The resulting models (with as many as 1 trillion parameters) will be used in a variety of scientific applications, from the design of molecules and materials to the synthesis of knowledge across millions of sources to suggest new and interesting experiments in systems biology, polymer chemistry and energy materials, climate science and cosmology. The model will also be used to accelerate the identification of biological processes related to cancer and other diseases and suggest targets for drug design.
Argonne is spearheading an international collaboration to advance the project, including Intel; HPE; Department of Energy laboratories; U.S. and international universities; nonprofits; and international partners, such as RIKEN.
Additionally, Intel and Argonne National Laboratory highlighted installation progress, system specs and early performance results for Aurora:
- Intel has completed the physical delivery of more than 10,000 blades for the Aurora supercomputer.
- Aurora’s full system, built using HPE Cray EX supercomputers, will have 63,744 GPUs and 21,248 CPUs and 1,024 DAOS storage nodes. And it will utilize the HPE Slingshot high-performance Ethernet network.
- Early results show leading performance on real-world science and engineering workloads, with up to 2x performance over AMD MI250 GPUs, 20% improvement over H100 on the QMCPACK quantum mechanical application, and near linear scaling up to hundreds of nodes.

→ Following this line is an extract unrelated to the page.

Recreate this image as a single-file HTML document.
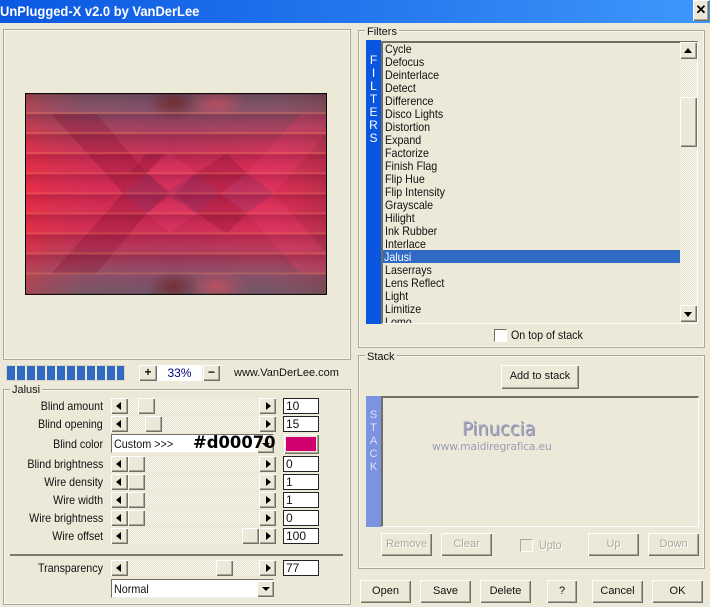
<!DOCTYPE html>
<html><head><meta charset="utf-8"><style>
html,body{margin:0;padding:0}
body{width:710px;height:607px;overflow:hidden;background:#ece9d8;position:relative;font:11px/13px "Liberation Sans",sans-serif;color:#111}
div,span{position:absolute;white-space:nowrap;box-sizing:border-box}
.grp{border:1px solid #aca899;box-shadow:0 0 0 1px #f8f7f0 inset}
.glb{background:#ece9d8;padding:0 2px;font-size:11px;line-height:13px}
.btn{background:#ece9d8;box-shadow:inset 1px 1px 0 #fff,inset -1px -1px 0 #716f64,inset -2px -2px 0 #aca899;text-align:center}
.txt{font-size:11px;line-height:23px;color:#111}
.dis{color:#aca899;text-shadow:1px 1px 0 #fff}
.lb{right:237px;text-align:right;font-size:12px;line-height:16px;top:0;transform-origin:right;transform:scaleX(.89)}
.row{left:0;width:340px;height:16px}
.trk{left:111px;top:0;width:165px;height:16px;background:conic-gradient(#f7f5ec 25%,#e5e2d0 0 50%,#f7f5ec 0 75%,#e5e2d0 0) 0 0/2px 2px}
.arr{top:0;width:17px;height:16px}
.arr:after{content:"";position:absolute;top:4px;border:4px solid transparent}
.al{left:111px}.al:after{left:5px;border-right:5px solid #000;border-left:0}
.ar{left:259px}.ar:after{left:7px;border-left:5px solid #000;border-right:0}
.th{top:0;width:17px;height:16px}
.ed{left:283px;top:0;width:36px;height:16px;background:#fff;border:1px solid #222;font-size:12px;line-height:14px;padding-left:2px}
.combo{left:111px;width:163px;background:#fff;border:1px solid #716f64;border-right-color:#eee;border-bottom-color:#eee}
.ctx{left:114px;font-size:12px;line-height:14px;transform-origin:left;transform:scaleX(.9)}
.li{left:385px;font-size:12px;line-height:13px;top:0;transform-origin:left;transform:scaleX(.89)}
.cb{background:#fff;border:1px solid #716f64;border-right-color:#fff;border-bottom-color:#fff;width:13px;height:13px}
.v{left:366px;width:15px;color:#fff;text-align:center;font-size:12px}
</style></head><body>

<div style="left:0;top:0;width:710px;height:23px;background:linear-gradient(90deg,#0a58e2,#2a7cf0 60%,#3e98fc)"></div>
<div style="left:0;top:3px;color:#fff;font:bold 14px/16px 'Liberation Sans',sans-serif;transform-origin:left;transform:scaleX(.925)">UnPlugged-X v2.0 by VanDerLee</div>
<div class="btn" style="left:693px;top:0;width:16px;height:21px;font:bold 13px/20px 'Liberation Sans',sans-serif;color:#000">✕</div>

<div class="grp" style="left:3px;top:29px;width:348px;height:331px"></div>
<svg style="position:absolute;left:25px;top:93px" width="302" height="202" viewBox="16 10 904 604">
<defs>
<linearGradient id="v" x1="0" y1="0" x2="0" y2="1"><stop offset="0" stop-color="#6c5a68"/><stop offset=".1" stop-color="#86506a"/><stop offset=".2" stop-color="#b03c5c"/><stop offset=".32" stop-color="#d42c54"/><stop offset=".5" stop-color="#dc2a54"/><stop offset=".68" stop-color="#d42c54"/><stop offset=".8" stop-color="#b03c5c"/><stop offset=".9" stop-color="#86506a"/><stop offset="1" stop-color="#6c5a68"/></linearGradient>
<linearGradient id="h" x1="0" y1="0" x2="1" y2="0"><stop offset="0" stop-color="#ff3030" stop-opacity=".4"/><stop offset=".2" stop-color="#c04050" stop-opacity=".12"/><stop offset=".5" stop-color="#803060" stop-opacity=".12"/><stop offset=".8" stop-color="#c04050" stop-opacity=".05"/><stop offset="1" stop-color="#803030" stop-opacity=".35"/></linearGradient>
<linearGradient id="b" x1="0" y1="0" x2="0" y2="1"><stop offset="0" stop-color="#400020" stop-opacity=".2"/><stop offset=".5" stop-color="#400020" stop-opacity=".02"/><stop offset=".9" stop-color="#fff" stop-opacity=".02"/><stop offset=".9" stop-color="#ff9060" stop-opacity=".28"/><stop offset="1" stop-color="#ff9060" stop-opacity=".28"/></linearGradient>
<radialGradient id="r"><stop offset="0" stop-color="#c05060" stop-opacity=".9"/><stop offset="1" stop-color="#c05060" stop-opacity="0"/></radialGradient>
<radialGradient id="r2"><stop offset="0" stop-color="#702828" stop-opacity=".8"/><stop offset="1" stop-color="#702828" stop-opacity="0"/></radialGradient>
</defs>
<rect x="16" y="10" width="904" height="604" fill="url(#v)"/>
<rect x="16" y="10" width="904" height="604" fill="url(#h)"/>
<g fill="#801030" fill-opacity=".28">
<polygon points="95,72 230,72 380,250 450,310 380,370 230,550 95,550 310,310"/>
<polygon points="530,250 620,190 680,250 600,310 680,370 620,430 530,370 465,310"/>
<polygon points="380,190 435,190 380,250 330,250"/>
</g>
<g fill="#f04070" fill-opacity=".3">
<polygon points="380,250 450,190 530,250 450,300"/>
<polygon points="380,370 450,320 530,370 450,430"/>
<polygon points="840,72 920,72 920,130 760,310 680,250"/>
<polygon points="680,370 760,310 920,490 920,550 840,550"/>
</g>
<g fill="#8a3a70" fill-opacity=".3">
<polygon points="310,310 380,250 450,310 380,370"/>
<polygon points="600,310 680,250 760,310 680,370"/>
<polygon points="450,300 530,250 600,310 530,370 450,320"/>
</g>
<ellipse cx="590" cy="40" rx="90" ry="50" fill="url(#r)"/><ellipse cx="460" cy="40" rx="80" ry="50" fill="url(#r2)"/>
<ellipse cx="590" cy="590" rx="90" ry="50" fill="url(#r)"/><ellipse cx="460" cy="590" rx="80" ry="50" fill="url(#r2)"/>
<rect x="16" y="10" width="904" height="63" fill="url(#b)"/>
<rect x="16" y="73" width="904" height="60" fill="url(#b)"/>
<rect x="16" y="133" width="904" height="60" fill="url(#b)"/>
<rect x="16" y="193" width="904" height="60" fill="url(#b)"/>
<rect x="16" y="253" width="904" height="60" fill="url(#b)"/>
<rect x="16" y="313" width="904" height="60" fill="url(#b)"/>
<rect x="16" y="373" width="904" height="60" fill="url(#b)"/>
<rect x="16" y="433" width="904" height="60" fill="url(#b)"/>
<rect x="16" y="493" width="904" height="60" fill="url(#b)"/>
<rect x="17.5" y="11.5" width="901" height="601" fill="none" stroke="#000" stroke-width="3"/>
</svg>

<div style="left:6px;top:365px;width:119px;height:16px;background:repeating-linear-gradient(90deg,#316ac5 0 8px,#ece9d8 8px 10px);border:1px solid #d8d5c4"></div>
<div class="btn" style="left:139px;top:365px;width:18px;height:16px;font:bold 12px/14px 'Liberation Sans',sans-serif">+</div>
<div style="left:157px;top:365px;width:45px;height:16px;background:#fff;color:#000080;text-align:center;font-size:12px;line-height:16px">33%</div>
<div class="btn" style="left:203px;top:365px;width:17px;height:16px;font:bold 12px/14px 'Liberation Sans',sans-serif">−</div>
<div style="left:234px;top:366px;font-size:11px;line-height:14px">www.VanDerLee.com</div>

<div class="grp" style="left:3px;top:389px;width:348px;height:216px"></div>
<div class="glb" style="left:10px;top:384px">Jalusi</div>

<div class="row" style="top:398px"><span class="lb">Blind amount</span><div class="trk"></div><div class="btn arr al"></div><div class="btn arr ar"></div><div class="btn th" style="left:138px"></div><div class="ed">10</div></div>
<div class="row" style="top:416px"><span class="lb">Blind opening</span><div class="trk"></div><div class="btn arr al"></div><div class="btn arr ar"></div><div class="btn th" style="left:145px"></div><div class="ed">15</div></div>
<div class="row" style="top:436px"><span class="lb">Blind color</span></div>
<div class="combo" style="top:434px;height:19px"></div>
<div class="ctx" style="top:437px">Custom &gt;&gt;&gt;</div>
<div class="btn" style="left:257px;top:437px;width:17px;height:16px"></div>
<div style="left:262px;top:443px;border:4px solid transparent;border-top:4px solid #000;border-bottom:0"></div>
<div style="left:193px;top:434px;font:bold 17px/19px 'DejaVu Sans',sans-serif;color:#000;transform-origin:left;transform:scaleX(.965)">#d00070</div>
<div class="btn" style="left:284px;top:434px;width:35px;height:20px"></div>
<div style="left:286px;top:437px;width:30px;height:14px;background:#d00070"></div>
<div class="row" style="top:456px"><span class="lb">Blind brightness</span><div class="trk"></div><div class="btn arr al"></div><div class="btn arr ar"></div><div class="btn th" style="left:128px"></div><div class="ed">0</div></div>
<div class="row" style="top:474px"><span class="lb">Wire density</span><div class="trk"></div><div class="btn arr al"></div><div class="btn arr ar"></div><div class="btn th" style="left:128px"></div><div class="ed">1</div></div>
<div class="row" style="top:492px"><span class="lb">Wire width</span><div class="trk"></div><div class="btn arr al"></div><div class="btn arr ar"></div><div class="btn th" style="left:128px"></div><div class="ed">1</div></div>
<div class="row" style="top:510px"><span class="lb">Wire brightness</span><div class="trk"></div><div class="btn arr al"></div><div class="btn arr ar"></div><div class="btn th" style="left:128px"></div><div class="ed">0</div></div>
<div class="row" style="top:528px"><span class="lb">Wire offset</span><div class="trk"></div><div class="btn arr al"></div><div class="btn arr ar"></div><div class="btn th" style="left:242px"></div><div class="ed">100</div></div>
<div style="left:10px;top:554px;width:333px;height:2px;background:#7d7a68"></div>
<div class="row" style="top:560px"><span class="lb">Transparency</span><div class="trk"></div><div class="btn arr al"></div><div class="btn arr ar"></div><div class="btn th" style="left:216px"></div><div class="ed">77</div></div>
<div class="combo" style="top:579px;height:19px"></div>
<div class="ctx" style="top:582px">Normal</div>
<div class="btn" style="left:257px;top:581px;width:17px;height:16px"></div>
<div style="left:262px;top:587px;border:4px solid transparent;border-top:4px solid #000;border-bottom:0"></div>

<div class="grp" style="left:358px;top:30px;width:347px;height:318px"></div>
<div class="glb" style="left:365px;top:26px">Filters</div>
<div style="left:366px;top:40px;width:15px;height:284px;background:#0a56e0"></div>
<div style="left:381px;top:41px;width:317px;height:283px;border:1px solid #716f64;border-right:1px solid #fff;border-bottom:1px solid #fff;border-top-width:2px;border-left-width:2px;overflow:hidden"></div>
<div class="v" style="top:54px;line-height:13px;white-space:normal">F<br>I<br>L<br>T<br>E<br>R<br>S</div>
<div class="li" style="top:43px">Cycle</div>
<div class="li" style="top:56px">Defocus</div>
<div class="li" style="top:69px">Deinterlace</div>
<div class="li" style="top:82px">Detect</div>
<div class="li" style="top:95px">Difference</div>
<div class="li" style="top:108px">Disco Lights</div>
<div class="li" style="top:121px">Distortion</div>
<div class="li" style="top:134px">Expand</div>
<div class="li" style="top:147px">Factorize</div>
<div class="li" style="top:160px">Finish Flag</div>
<div class="li" style="top:173px">Flip Hue</div>
<div class="li" style="top:186px">Flip Intensity</div>
<div class="li" style="top:199px">Grayscale</div>
<div class="li" style="top:212px">Hilight</div>
<div class="li" style="top:225px">Ink Rubber</div>
<div class="li" style="top:238px">Interlace</div>
<div style="left:383px;top:250px;width:297px;height:13px;background:#316ac5"></div>
<div class="li" style="top:251px;color:#fff;left:384px">Jalusi</div>
<div class="li" style="top:264px">Laserrays</div>
<div class="li" style="top:277px">Lens Reflect</div>
<div class="li" style="top:290px">Light</div>
<div class="li" style="top:303px">Limitize</div>
<div style="left:383px;top:316px;width:297px;height:7px;overflow:hidden"><div class="li" style="top:0;left:2px">Lomo</div></div>
<div style="left:680px;top:42px;width:17px;height:280px;background:conic-gradient(#f7f5ec 25%,#e5e2d0 0 50%,#f7f5ec 0 75%,#e5e2d0 0) 0 0/2px 2px"></div>
<div class="btn" style="left:680px;top:42px;width:17px;height:17px"></div>
<div style="left:684px;top:48px;border:4px solid transparent;border-bottom:5px solid #000;border-top:0"></div>
<div class="btn" style="left:680px;top:97px;width:17px;height:50px"></div>
<div class="btn" style="left:680px;top:305px;width:17px;height:17px"></div>
<div style="left:684px;top:312px;border:4px solid transparent;border-top:5px solid #000;border-bottom:0"></div>
<div class="cb" style="left:494px;top:329px"></div>
<div class="li" style="left:511px;top:329px">On top of stack</div>

<div class="grp" style="left:358px;top:355px;width:347px;height:214px"></div>
<div class="glb" style="left:365px;top:351px">Stack</div>
<div class="btn txt" style="left:501px;top:365px;width:78px;height:24px">Add to stack</div>
<div style="left:366px;top:396px;width:15px;height:131px;background:#7b93e0"></div>
<div style="left:381px;top:396px;width:318px;height:131px;border:1px solid #fff;border-top:2px solid #716f64;border-left:2px solid #716f64"></div>
<div class="v" style="top:409px;line-height:13px;white-space:normal;color:#dde3f5;font-size:11px">S<br>T<br>A<br>C<br>K</div>
<div style="left:462px;top:418px;font:19px/22px 'DejaVu Sans',sans-serif;color:#a4a5c2;text-shadow:1px 1px 0 #8a8ba5;transform-origin:left;transform:scaleX(.94)">Pinuccia</div>
<div style="left:432px;top:440px;font:11px/13px 'DejaVu Sans',sans-serif;color:#9c9db8;letter-spacing:-.2px;transform-origin:left;transform:scaleX(.98)">www.maidiregrafica.eu</div>
<div class="btn txt dis" style="left:381px;top:533px;width:51px;height:23px">Remove</div>
<div class="btn txt dis" style="left:441px;top:533px;width:51px;height:23px">Clear</div>
<div class="cb" style="left:520px;top:539px;background:#ece9d8;border-color:#aca899 #fff #fff #aca899"></div>
<div class="li dis" style="left:539px;top:539px">Upto</div>
<div class="btn txt dis" style="left:588px;top:533px;width:51px;height:23px">Up</div>
<div class="btn txt dis" style="left:648px;top:533px;width:51px;height:23px">Down</div>

<div class="btn txt" style="left:360px;top:580px;width:51px;height:23px">Open</div>
<div class="btn txt" style="left:420px;top:580px;width:51px;height:23px">Save</div>
<div class="btn txt" style="left:480px;top:580px;width:51px;height:23px">Delete</div>
<div class="btn txt" style="left:547px;top:580px;width:30px;height:23px">?</div>
<div class="btn txt" style="left:592px;top:580px;width:51px;height:23px">Cancel</div>
<div class="btn txt" style="left:652px;top:580px;width:51px;height:23px">OK</div>
</body></html>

Aurora is expected to offer more than 2 exaflops of peak double-precision compute performance when launched this year.
Productive, Open Accelerated Computing Through oneAPI
Worldwide, about 90% of all developers benefit from or use software developed for or optimized by Intel.6 Since the oneAPI programming model launched in 2020, developers have demonstrated oneAPI on diverse CPU, GPU, FPGA and AI silicon from multiple hardware providers, addressing the challenges of single-vendor accelerated programming models. The latest Intel oneAPI tools deliver speedups for HPC applications with OpenMP GPU offload, extend support for OpenMP and Fortran, and accelerate AI and deep learning through optimized frameworks, including TensorFlow and PyTorch, and AI tools, enabling orders of magnitude performance improvements.
oneAPI makes multiarchitecture programming easier for programmers through oneAPI’s SYCL implementation, oneAPI plug-ins for Nvidia and AMD processors developed by Codeplay, and the Intel® DPC++ Compatibility Tool (based on open source SYCLomatic) that migrates code from CUDA to SYCL and C++ where 90-95% of code typically migrates automatically.7 The resulting SYCL code shows comparable performance with the same code running on Nvidia- and AMD-native systems languages. Data shows SYCL code for the DPEcho astrophysics application running on the Max Series GPU outperforms the same CUDA code on Nvidia H100 by 48%.
The broader ecosystem is embracing SYCL, as well. Eviden, an Atos business, announced CEPP one+ with Intel, an HPC/AI Code modernization service based on Eviden’s Center of Excellence in Performance Programming (CEPP). CEPP one+ will focus on the adoption of SYCL and OpenMP, preparing the community for a heterogeneous computing landscape while providing freedom of choice in hardware through open standards.